A central operational change from earlier drafts is the timeline for government access to so-called frontier models. Where prior language envisioned 90 days of access, the revised order limits voluntary access to "up to" 30 days. The order also gives AI companies "significant influence to help define what models would and would not be covered" under the testing program. It further requires that all federal testing and access be subject to "confidentiality, cybersecurity, insider-risk, and intellectual-property protection, use, and nondisclosure requirements."

Treasury-led cybersecurity clearinghouse and classified benchmarks

The order assigns the Department of the Treasury to head a new interagency cybersecurity clearinghouse on AI. That clearinghouse will be a voluntary forum where "the private sector, critical infrastructure operators and federal agencies" coordinate scanning for software vulnerabilities, discovery and validation, and remediation activities such as patching. Treasury, the Cybersecurity and Infrastructure Security Agency (CISA), the National Security Agency (NSA), the Office of the National Cyber Director, and other agencies are named as responsible for developing classified benchmarks to identify or flag the kind of advanced cyber and hacking capabilities that agencies want to test.

Responses from David Sacks, Senator Mark Warner, and Samir Jain

Tech investor and adviser David Sacks praised the changes on X, calling the revised executive order and the cut from 90 days to "up to 30 days" "a game changer" because, he said, it "would allow frontier labs to comply without delaying new model releases." Sacks also wrote that discussions with the White House "indicate that not all new model releases would be subject to even that level of scrutiny" and that the EO is "intended to apply only to models that represent a meaningful step-change in cyber capabilities (eg Mythos), not to incremental version numbers of existing models."

Senator Mark Warner (D-Va.) said the order would help the White House "begin to grapple" with threats from new frontier models and their hacking capabilities and praised the provision putting the NSA in charge of classified testing. Yet he criticized the administration for reversing course after dismantling prior cybersecurity initiatives, writing that the administration has "belatedly discovered the need to redo something it hastily dismantled in its first year." Warner added that the course correction "can begin to grapple with widespread impacts that new frontier models will have on our critical infrastructure" but warned he will be "watchful" for signs the administration may politicize testing partnerships to "pressure U.S. firms into making changes to their products or Terms of Service to suit partisan or legally questionable objectives of the president and his allies."

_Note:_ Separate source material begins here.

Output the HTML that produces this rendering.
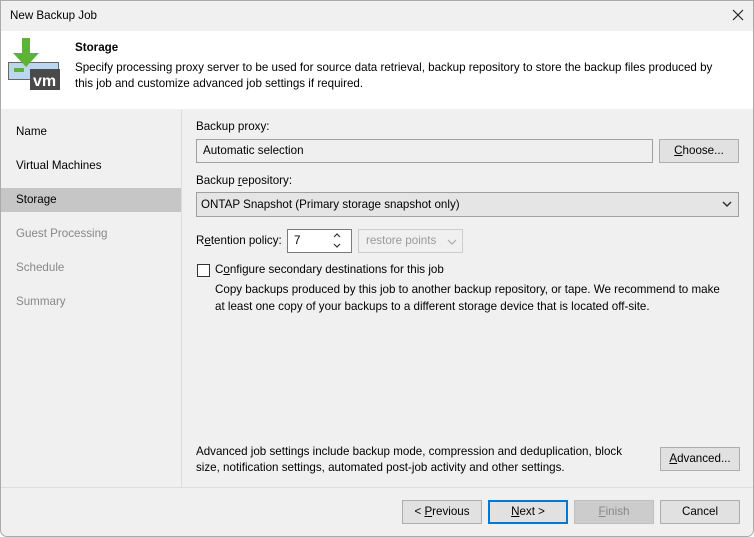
<!DOCTYPE html><html><head><style>
body{margin:0;width:754px;height:537px;overflow:hidden;background:#fff;font-family:"Liberation Sans",sans-serif;font-size:11.6px;color:#000}
.win{position:absolute;left:0;top:0;width:752px;height:535px;border:1px solid #aaa;border-radius:0 0 7px 7px;background:#f0f0f0;overflow:hidden}
.a{position:absolute}
.btn{position:absolute;border:1px solid #adadad;background:#e1e1e1;text-align:center;line-height:22px;box-sizing:border-box;height:24px}
u{text-decoration:underline}
.nav{position:absolute;left:15px}
</style></head><body><div class="win">
<div class="a" style="left:0;top:0;width:752px;height:30px;background:#f0f0f0"></div>
<div class="a" style="left:9px;top:8px">New Backup Job</div>
<svg class="a" style="left:731px;top:8px" width="12" height="12"><path d="M1 1L11 11M11 1L1 11" stroke="#222" stroke-width="1.2"/></svg>
<div class="a" style="left:0;top:30px;width:752px;height:78px;background:#fff"></div>
<svg class="a" style="left:6px;top:36px" width="56" height="54">
<rect x="1.5" y="25.5" width="50" height="17" fill="#bcd6ef" stroke="#666"/>
<rect x="7" y="31" width="10" height="4" fill="#5cb338"/>
<rect x="23" y="32" width="30" height="21" fill="#4a4a4a"/>
<text x="26" y="49" fill="#fff" font-family="Liberation Sans" font-weight="bold" font-size="16">vm</text>
<path d="M15 1h8v15h9l-13 14L6 16h9z" fill="#5cb338"/>
</svg>
<div class="a" style="left:74px;top:40px;font-weight:bold">Storage</div>
<div class="a" style="left:74px;top:59px;width:676px;line-height:16px">Specify processing proxy server to be used for source data retrieval, backup repository to store the backup files produced by<br>this job and customize advanced job settings if required.</div>
<div class="a" style="left:0;top:108px;width:180px;height:378px;background:#f0f0f0;border-right:1px solid #ddd"></div>
<div class="nav a" style="top:124px">Name</div>
<div class="nav a" style="top:158px">Virtual Machines</div>
<div class="a" style="left:0;top:187px;width:180px;height:24px;background:#c6c6c6"></div>
<div class="nav a" style="top:192px">Storage</div>
<div class="nav a" style="top:226px;color:#888">Guest Processing</div>
<div class="nav a" style="top:260px;color:#888">Schedule</div>
<div class="nav a" style="top:294px;color:#888">Summary</div>
<div class="a" style="left:195px;top:119px">Backup proxy:</div>
<div class="a" style="left:195px;top:138px;width:457px;border:1px solid #a0a0a0;background:#efefef;box-sizing:border-box;height:24px;line-height:22px;padding-left:6px">Automatic selection</div>
<div class="btn" style="left:658px;top:138px;width:80px"><u>C</u>hoose...</div>
<div class="a" style="left:195px;top:173px">Backup <u>r</u>epository:</div>
<div class="a" style="left:195px;top:191px;width:543px;height:25px;border:1px solid #a0a0a0;background:#e5e5e5;box-sizing:border-box;line-height:23px;padding-left:4px">ONTAP Snapshot (Primary storage snapshot only)</div>
<svg class="a" style="left:721px;top:200px" width="10" height="7"><path d="M1 1l4 4 4-4" stroke="#333" stroke-width="1.5" fill="none"/></svg>
<div class="a" style="left:195px;top:233px">R<u>e</u>tention policy:</div>
<div class="a" style="left:286px;top:228px;width:65px;height:24px;border:1px solid #7a7a7a;background:#fff;box-sizing:border-box;line-height:22px;padding-left:6px">7</div>
<svg class="a" style="left:331px;top:230px" width="10" height="20"><path d="M2 6l3-3 3 3M2 13l3 3 3-3" stroke="#333" stroke-width="1.2" fill="none"/></svg>
<div class="a" style="left:357px;top:228px;width:105px;height:24px;border:1px solid #ccc;box-sizing:border-box;line-height:22px;padding-left:7px;color:#999">restore points</div>
<svg class="a" style="left:446px;top:238px" width="10" height="7"><path d="M1 1l4 4 4-4" stroke="#aaa" stroke-width="1.2" fill="none"/></svg>
<div class="a" style="left:196px;top:263px;width:13px;height:13px;border:1px solid #333;background:#fff;box-sizing:border-box"></div>
<div class="a" style="left:214px;top:262px">C<u>o</u>nfigure secondary destinations for this job</div>
<div class="a" style="left:214px;top:280px;width:535px;line-height:17px">Copy backups produced by this job to another backup repository, or tape. We recommend to make<br>at least one copy of your backups to a different storage device that is located off-site.</div>
<div class="a" style="left:195px;top:443px;width:445px;line-height:16px">Advanced job settings include backup mode, compression and deduplication, block size, notification settings, automated post-job activity and other settings.</div>
<div class="btn" style="left:659px;top:446px;width:80px"><u>A</u>dvanced...</div>
<div class="a" style="left:0;top:486px;width:752px;height:1px;background:#ddd"></div>
<div class="btn" style="left:401px;top:499px;width:80px">&lt; <u>P</u>revious</div>
<div class="btn" style="left:487px;top:499px;width:80px;border:2px solid #0078d7;line-height:20px"><u>N</u>ext &gt;</div>
<div class="btn" style="left:573px;top:499px;width:80px;background:#ccc;border-color:#bfbfbf;color:#888"><u>F</u>inish</div>
<div class="btn" style="left:659px;top:499px;width:80px">Cancel</div>
</div></body></html>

Samir Jain of the Center for Democracy and Technology said the order "attempts to avoid the deeply concerning implications of a mandatory licensing regime for release of new models." Jain added that "Testing and benchmarking programs are important to promote cybersecurity and address other risks," while cautioning the EO should not become a mechanism the administration uses "to punish companies for political or other arbitrary reasons."

How technologists, policymakers, and critical infrastructure operators are likely to respond

  • Technologists and security teams: Will watch how "up to" 30 days is operationalized and whether companies retain decisive control over which models enter the voluntary testing program, while evaluating the confidentiality and IP protections the order promises.
  • Policymakers and regulators: Face immediate questions about whether the voluntary, industry-influenced approach will produce meaningful, standardized benchmarks; as American Enterprise Institute fellow Ryan Fedasiuk wrote, "On frontier capability access, vulnerability discovery for critical infrastructure, and sharing with trusted partners, many questions remain."
  • Critical infrastructure operators: Are named participants in the Treasury-led clearinghouse and will be directly affected by how vulnerability scanning, validation, and remediation activities are coordinated under the voluntary regime.

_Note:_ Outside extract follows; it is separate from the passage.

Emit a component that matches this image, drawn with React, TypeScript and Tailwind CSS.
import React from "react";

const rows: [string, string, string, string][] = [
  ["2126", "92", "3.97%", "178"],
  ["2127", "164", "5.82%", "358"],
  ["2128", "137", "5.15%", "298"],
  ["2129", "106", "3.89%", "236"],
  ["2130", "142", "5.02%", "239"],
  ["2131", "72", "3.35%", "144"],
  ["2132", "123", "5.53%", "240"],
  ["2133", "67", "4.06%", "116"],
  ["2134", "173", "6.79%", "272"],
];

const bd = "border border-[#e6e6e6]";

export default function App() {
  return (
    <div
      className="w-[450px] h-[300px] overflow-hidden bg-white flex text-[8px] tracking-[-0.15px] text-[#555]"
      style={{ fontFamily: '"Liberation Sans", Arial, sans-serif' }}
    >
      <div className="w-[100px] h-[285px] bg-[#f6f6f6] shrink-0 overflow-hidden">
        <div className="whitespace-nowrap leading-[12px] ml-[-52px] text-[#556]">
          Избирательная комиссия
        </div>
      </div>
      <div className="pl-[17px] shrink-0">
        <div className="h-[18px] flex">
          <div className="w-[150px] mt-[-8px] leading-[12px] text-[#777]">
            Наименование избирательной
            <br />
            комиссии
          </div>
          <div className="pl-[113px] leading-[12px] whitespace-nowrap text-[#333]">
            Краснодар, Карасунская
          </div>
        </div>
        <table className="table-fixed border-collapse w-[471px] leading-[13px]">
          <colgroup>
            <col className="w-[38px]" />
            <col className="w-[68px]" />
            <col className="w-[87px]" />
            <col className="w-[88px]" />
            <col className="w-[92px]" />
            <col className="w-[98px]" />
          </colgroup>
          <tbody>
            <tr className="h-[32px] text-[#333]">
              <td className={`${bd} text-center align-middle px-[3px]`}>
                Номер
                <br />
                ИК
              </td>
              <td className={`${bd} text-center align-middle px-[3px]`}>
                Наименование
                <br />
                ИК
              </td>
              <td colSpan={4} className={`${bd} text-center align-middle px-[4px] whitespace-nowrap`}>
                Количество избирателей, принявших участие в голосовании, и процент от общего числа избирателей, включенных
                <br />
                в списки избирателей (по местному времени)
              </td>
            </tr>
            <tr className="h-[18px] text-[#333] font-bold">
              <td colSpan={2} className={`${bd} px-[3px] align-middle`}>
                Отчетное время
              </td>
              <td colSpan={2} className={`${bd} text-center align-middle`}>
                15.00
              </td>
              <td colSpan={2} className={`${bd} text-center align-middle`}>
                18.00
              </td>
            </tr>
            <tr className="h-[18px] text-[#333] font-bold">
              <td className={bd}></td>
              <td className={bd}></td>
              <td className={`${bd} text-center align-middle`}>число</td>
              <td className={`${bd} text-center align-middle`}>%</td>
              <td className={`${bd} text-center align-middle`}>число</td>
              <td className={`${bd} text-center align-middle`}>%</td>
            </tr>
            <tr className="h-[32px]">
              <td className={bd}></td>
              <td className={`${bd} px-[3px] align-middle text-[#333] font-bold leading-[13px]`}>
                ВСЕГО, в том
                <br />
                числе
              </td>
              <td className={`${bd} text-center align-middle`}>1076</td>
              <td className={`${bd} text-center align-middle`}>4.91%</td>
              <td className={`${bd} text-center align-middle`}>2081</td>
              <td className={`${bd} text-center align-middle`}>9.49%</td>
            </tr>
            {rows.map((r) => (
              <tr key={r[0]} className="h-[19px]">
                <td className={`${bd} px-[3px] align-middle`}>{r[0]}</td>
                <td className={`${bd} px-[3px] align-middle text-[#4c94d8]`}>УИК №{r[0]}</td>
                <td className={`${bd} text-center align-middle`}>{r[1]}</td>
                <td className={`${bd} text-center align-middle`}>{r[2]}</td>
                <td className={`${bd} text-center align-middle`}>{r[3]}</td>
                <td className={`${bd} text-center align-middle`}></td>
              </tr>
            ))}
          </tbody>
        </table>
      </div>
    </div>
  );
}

The revised executive order narrows the federal footprint: shorter voluntary access windows, explicit non‑licensing language, and high-level protections for company IP. But the practical weight of the program will be set by implementation — which models qualify as "frontier," how classified benchmarks are developed by NSA and colleagues, and whether the voluntary clearinghouse achieves meaningful vulnerability discovery and remediation. Those specifics, and the watchdoging of potential politicization named by Senator Warner and others, will determine whether the order balances security needs with the administration's stated aim of avoiding burdens on American AI firms.